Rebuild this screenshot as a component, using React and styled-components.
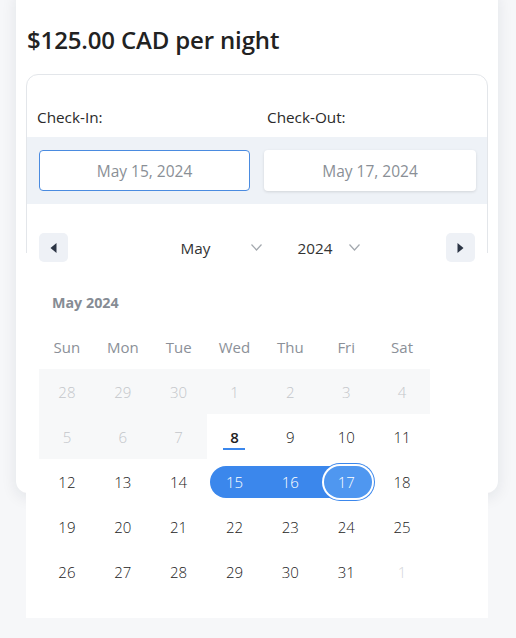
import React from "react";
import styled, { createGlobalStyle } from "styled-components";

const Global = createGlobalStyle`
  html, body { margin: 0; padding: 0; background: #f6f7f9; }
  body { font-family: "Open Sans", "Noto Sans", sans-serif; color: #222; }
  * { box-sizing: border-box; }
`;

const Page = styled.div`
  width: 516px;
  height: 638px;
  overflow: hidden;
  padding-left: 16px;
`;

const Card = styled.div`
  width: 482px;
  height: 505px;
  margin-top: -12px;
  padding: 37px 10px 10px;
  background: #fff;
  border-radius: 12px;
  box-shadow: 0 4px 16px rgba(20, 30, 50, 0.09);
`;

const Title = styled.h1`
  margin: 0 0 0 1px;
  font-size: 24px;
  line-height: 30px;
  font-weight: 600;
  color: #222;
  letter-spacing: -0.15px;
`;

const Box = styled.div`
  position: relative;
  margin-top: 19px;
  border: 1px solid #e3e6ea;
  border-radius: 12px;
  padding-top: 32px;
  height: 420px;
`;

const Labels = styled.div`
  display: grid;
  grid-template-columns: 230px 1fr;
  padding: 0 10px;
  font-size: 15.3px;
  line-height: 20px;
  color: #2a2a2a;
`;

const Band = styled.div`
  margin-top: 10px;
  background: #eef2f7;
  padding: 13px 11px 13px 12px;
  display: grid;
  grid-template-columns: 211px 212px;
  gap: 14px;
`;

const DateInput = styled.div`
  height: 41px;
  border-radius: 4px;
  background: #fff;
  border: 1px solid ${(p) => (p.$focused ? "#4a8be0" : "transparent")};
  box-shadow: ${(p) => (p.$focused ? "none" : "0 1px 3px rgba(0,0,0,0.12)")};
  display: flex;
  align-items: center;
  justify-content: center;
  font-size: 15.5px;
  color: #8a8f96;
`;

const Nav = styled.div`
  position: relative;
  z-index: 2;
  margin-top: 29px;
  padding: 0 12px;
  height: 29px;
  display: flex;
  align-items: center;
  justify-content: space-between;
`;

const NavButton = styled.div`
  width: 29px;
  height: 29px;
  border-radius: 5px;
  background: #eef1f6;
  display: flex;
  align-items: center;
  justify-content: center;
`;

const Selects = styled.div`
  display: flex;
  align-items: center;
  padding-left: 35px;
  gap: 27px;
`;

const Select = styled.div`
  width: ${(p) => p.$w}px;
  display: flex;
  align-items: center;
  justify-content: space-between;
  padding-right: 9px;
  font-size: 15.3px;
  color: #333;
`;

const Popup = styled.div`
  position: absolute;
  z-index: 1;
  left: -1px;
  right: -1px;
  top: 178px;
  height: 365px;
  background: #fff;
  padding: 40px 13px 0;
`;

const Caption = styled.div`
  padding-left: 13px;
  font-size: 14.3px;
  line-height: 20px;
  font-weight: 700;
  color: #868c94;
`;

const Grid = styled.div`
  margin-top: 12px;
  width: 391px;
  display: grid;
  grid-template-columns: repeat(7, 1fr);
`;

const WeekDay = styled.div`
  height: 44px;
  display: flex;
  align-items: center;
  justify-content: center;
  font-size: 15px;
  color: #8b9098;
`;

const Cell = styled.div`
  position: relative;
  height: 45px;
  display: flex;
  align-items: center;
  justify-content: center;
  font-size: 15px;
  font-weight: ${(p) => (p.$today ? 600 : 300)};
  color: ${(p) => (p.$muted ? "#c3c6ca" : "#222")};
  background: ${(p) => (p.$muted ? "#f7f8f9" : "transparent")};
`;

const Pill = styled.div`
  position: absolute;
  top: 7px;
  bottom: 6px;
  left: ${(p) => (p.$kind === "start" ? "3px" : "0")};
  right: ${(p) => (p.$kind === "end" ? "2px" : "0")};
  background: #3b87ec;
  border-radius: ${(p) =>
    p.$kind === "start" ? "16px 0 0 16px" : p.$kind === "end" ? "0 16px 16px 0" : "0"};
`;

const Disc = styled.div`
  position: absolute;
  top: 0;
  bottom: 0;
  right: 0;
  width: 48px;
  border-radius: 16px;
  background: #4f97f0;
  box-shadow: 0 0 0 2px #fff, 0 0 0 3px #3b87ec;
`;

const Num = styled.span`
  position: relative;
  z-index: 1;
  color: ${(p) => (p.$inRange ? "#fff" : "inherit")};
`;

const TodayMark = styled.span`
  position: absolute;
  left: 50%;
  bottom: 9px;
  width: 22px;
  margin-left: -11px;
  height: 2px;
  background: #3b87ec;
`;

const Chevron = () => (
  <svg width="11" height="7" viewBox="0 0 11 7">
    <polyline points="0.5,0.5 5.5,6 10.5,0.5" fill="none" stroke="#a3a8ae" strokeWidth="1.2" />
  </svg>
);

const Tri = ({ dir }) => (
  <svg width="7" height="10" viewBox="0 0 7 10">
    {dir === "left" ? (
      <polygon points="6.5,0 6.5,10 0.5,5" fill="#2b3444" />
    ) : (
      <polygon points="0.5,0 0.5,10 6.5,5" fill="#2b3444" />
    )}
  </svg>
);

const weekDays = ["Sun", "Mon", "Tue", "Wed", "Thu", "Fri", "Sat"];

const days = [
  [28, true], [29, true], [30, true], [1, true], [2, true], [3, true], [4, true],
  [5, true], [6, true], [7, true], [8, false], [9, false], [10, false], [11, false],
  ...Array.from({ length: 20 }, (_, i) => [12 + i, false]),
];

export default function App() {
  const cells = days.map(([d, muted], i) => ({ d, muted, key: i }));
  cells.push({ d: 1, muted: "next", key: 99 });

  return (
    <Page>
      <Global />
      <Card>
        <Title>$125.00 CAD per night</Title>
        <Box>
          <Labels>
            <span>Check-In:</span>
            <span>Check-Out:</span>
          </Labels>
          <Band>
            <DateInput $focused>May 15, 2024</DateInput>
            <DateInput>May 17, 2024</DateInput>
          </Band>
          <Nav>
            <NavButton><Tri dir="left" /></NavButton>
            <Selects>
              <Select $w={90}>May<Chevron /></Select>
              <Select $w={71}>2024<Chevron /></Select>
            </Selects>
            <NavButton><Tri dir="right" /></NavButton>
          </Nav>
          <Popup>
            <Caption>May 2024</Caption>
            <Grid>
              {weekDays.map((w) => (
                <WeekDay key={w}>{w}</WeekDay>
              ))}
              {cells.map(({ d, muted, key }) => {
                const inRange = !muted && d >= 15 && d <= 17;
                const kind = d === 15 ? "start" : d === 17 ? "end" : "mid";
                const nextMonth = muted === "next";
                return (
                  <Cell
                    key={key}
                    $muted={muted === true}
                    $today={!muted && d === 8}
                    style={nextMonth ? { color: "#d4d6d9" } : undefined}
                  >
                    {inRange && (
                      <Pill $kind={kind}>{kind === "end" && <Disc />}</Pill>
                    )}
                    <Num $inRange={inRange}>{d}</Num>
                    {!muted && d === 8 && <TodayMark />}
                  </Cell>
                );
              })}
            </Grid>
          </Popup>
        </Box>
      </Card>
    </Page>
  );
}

Set task ::
Find each line with the string "React" and copy it out.

Response to this exercise ::
Rebuild this screenshot as a component, using React and styled-components.
import React from "react";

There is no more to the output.